You want sand and blinding heat? In the UAE, step outside and you are in it.

But a professor of electrical engineering at Wollongong University in Dubai had her reasons, as explained in The National.

To back up a minute, Californians cannot overestimate the global appeal of Death Valley. For starters, it has a great name, given to the area in 1849 by prospectors who made the mistake of entering it while hurrying to California’s gold fields.

It gets better. Death Valley is the site of the highest reliably reported air temperature in world history, 134 degrees Fahrenheit (56.7 Celsius) in July 1913, and it is also the home of the lowest point below sea level in North America, the Badwater Basin, at 286 feet below sea level.

People from all over the world trek to Death Valley; go there this time of the year, and it will be busy with, especially, Europeans who are fascinated by such a hot and dry and deep desert.
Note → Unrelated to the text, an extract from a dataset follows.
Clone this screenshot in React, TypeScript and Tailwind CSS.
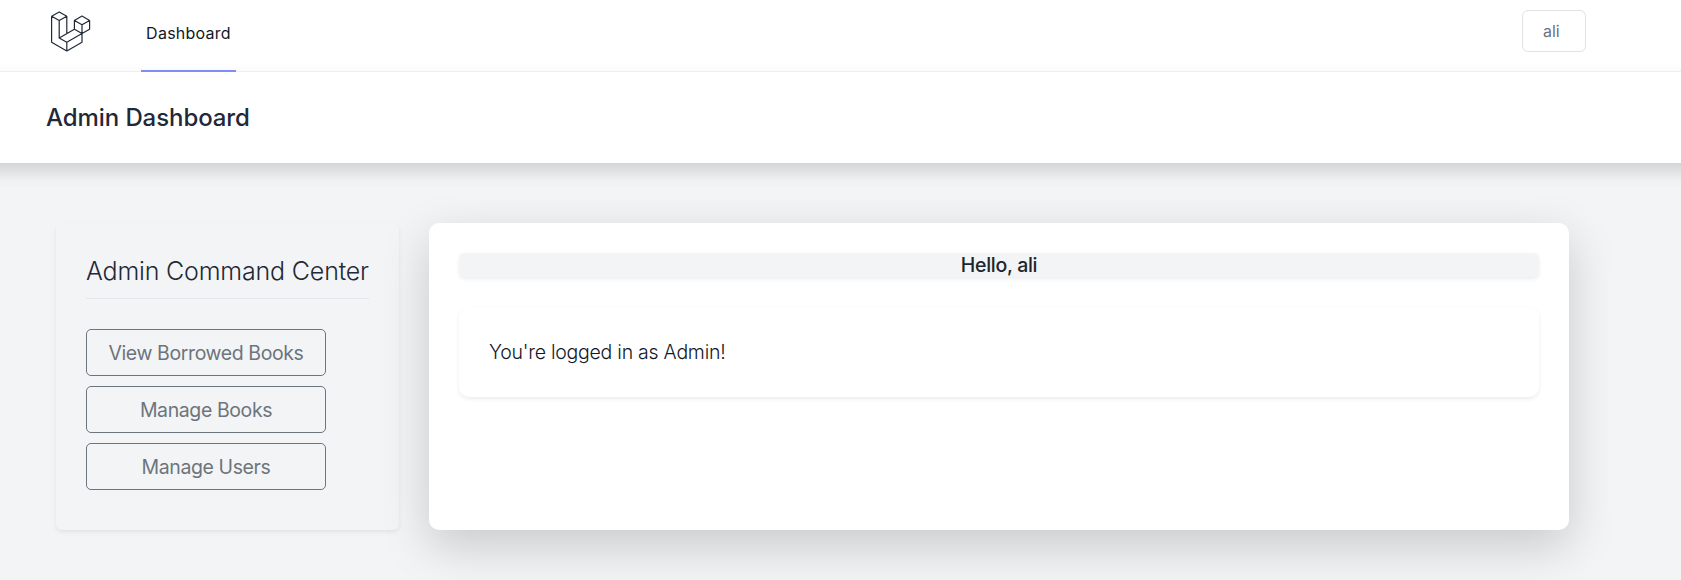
const items = ['View Borrowed Books', 'Manage Books', 'Manage Users'];

function Logo() {
  return (
    <svg viewBox="0 0 42 42" className="size-[42px]" fill="none" stroke="#1f2937" strokeWidth="1.2" strokeLinejoin="round">
      <path d="M2.6 6.2 10.2 1.9l7.6 4.3v17.4M2.6 6.2v26.1l15.2 8.6L33 32.3V23.6M2.6 6.2l7.6 4.4 7.6-4.4M10.2 10.6V28M10.2 28l15.2-8.7L33 23.6 17.8 32.3zM17.8 32.3v8.6M25.4 10.4 33 6.1l7.6 4.3v8.8L33 23.6M25.4 19.3v-8.9l7.6 4.4 7.6-4.4M33 14.8v8.8" />
    </svg>
  );
}

export default function App() {
  return (
    <div className="h-[580px] overflow-hidden bg-[#f3f4f6] font-['Inter','Liberation_Sans',sans-serif]">
      <nav className="flex h-[72px] border-b border-[#f3f4f6] bg-white pl-[49px] pr-[95px]">
        <div className="pt-[10px]"><Logo /></div>
        <a className="ml-[50px] flex h-[72px] w-[95px] justify-center border-b-2 border-[#818cf8] pt-[21px] text-[16px] leading-6 tracking-[0.25px] text-[#111827]">
          <span className="whitespace-nowrap">Dashboard</span>
        </a>
        <button className="ml-auto mt-[10px] h-[42px] w-16 rounded-md border border-[#e0e2e6] pl-5 text-left text-[16px] text-[#6b7280]">ali</button>
      </nav>
      <header className="-mx-10 flex h-[91px] items-center bg-white pl-[86px] shadow-[0_8px_16px_rgba(0,0,0,0.15)]">
        <h2 className="whitespace-nowrap text-[24px] font-[550] tracking-[-0.08px] text-[#1f2937]">Admin Dashboard</h2>
      </header>
      <main className="flex gap-[30px] pl-14 pt-[60px]">
        <aside className="h-[307px] w-[343px] rounded-md px-[30px] pt-[30px] shadow-[0_2px_4px_rgba(0,0,0,0.075)]">
          <h3 className="h-[46px] whitespace-nowrap border-b border-[#e5e7eb] text-[25px] font-light leading-9 tracking-[-0.18px] text-[#1f2937]">Admin Command Center</h3>
          <div className="mt-[30px] flex w-60 flex-col gap-[10px]">
            {items.map((t) => (
              <button key={t} className="h-[47px] whitespace-nowrap rounded-[5px] border border-[#6c757d] pt-[2px] text-[19.5px] font-normal tracking-[-0.4px] text-[#6c757d]">{t}</button>
            ))}
          </div>
        </aside>
        <section className="h-[307px] w-[1140px] rounded-[10px] bg-white p-[30px] shadow-[0_16px_48px_rgba(0,0,0,0.175)]">
          <h4 className="h-6 rounded-[5px] bg-[#f3f4f6] text-center text-[19.5px] font-medium leading-6 tracking-[-0.3px] text-[#212529] shadow-[0_2px_4px_rgba(0,0,0,0.075)]">Hello, ali</h4>
          <div className="mt-[30px] flex h-[90px] items-center rounded-[10px] bg-white px-[30px] pt-[2px] text-[19.5px] font-light tracking-[-0.25px] text-[#111827] shadow-[0_2px_4px_rgba(0,0,0,0.075)]">You're logged in as Admin!</div>
        </section>
      </main>
    </div>
  );
}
Ultramarathoners being the freaks they are, someone came up with the ridiculous idea of staging the Badwater Marathon, a 135-mile run from Badwater to the trail head of Mount Whitney, the highest point in the lower 48 states.

The annual event attracts the best/craziest of ultramarathoners, 100 each year, and a few weeks ago a Dubai-based Australian named Catherine Todd competed in the race.

She not only completed it, as noted in the story linked (above), she had the best time among the women in the race: 29 hours, 55 minutes, 29 seconds.

Not only did she survive the scorching heat of Death Valley, during July, she also dealt with a ridiculous amount of uphill running, more than 13,000 feet in climbing, culminating in the finish line, not far from the peak of Mount Whitney.

Once we pack in all the climbing and the below-sea-level start, and the hottest place on Earth … we can see why an ultra-crazy would be attracted.

Just seems strange, at first blush, to those of us sweltering in the powerful grip of an Arabian Peninsula summer.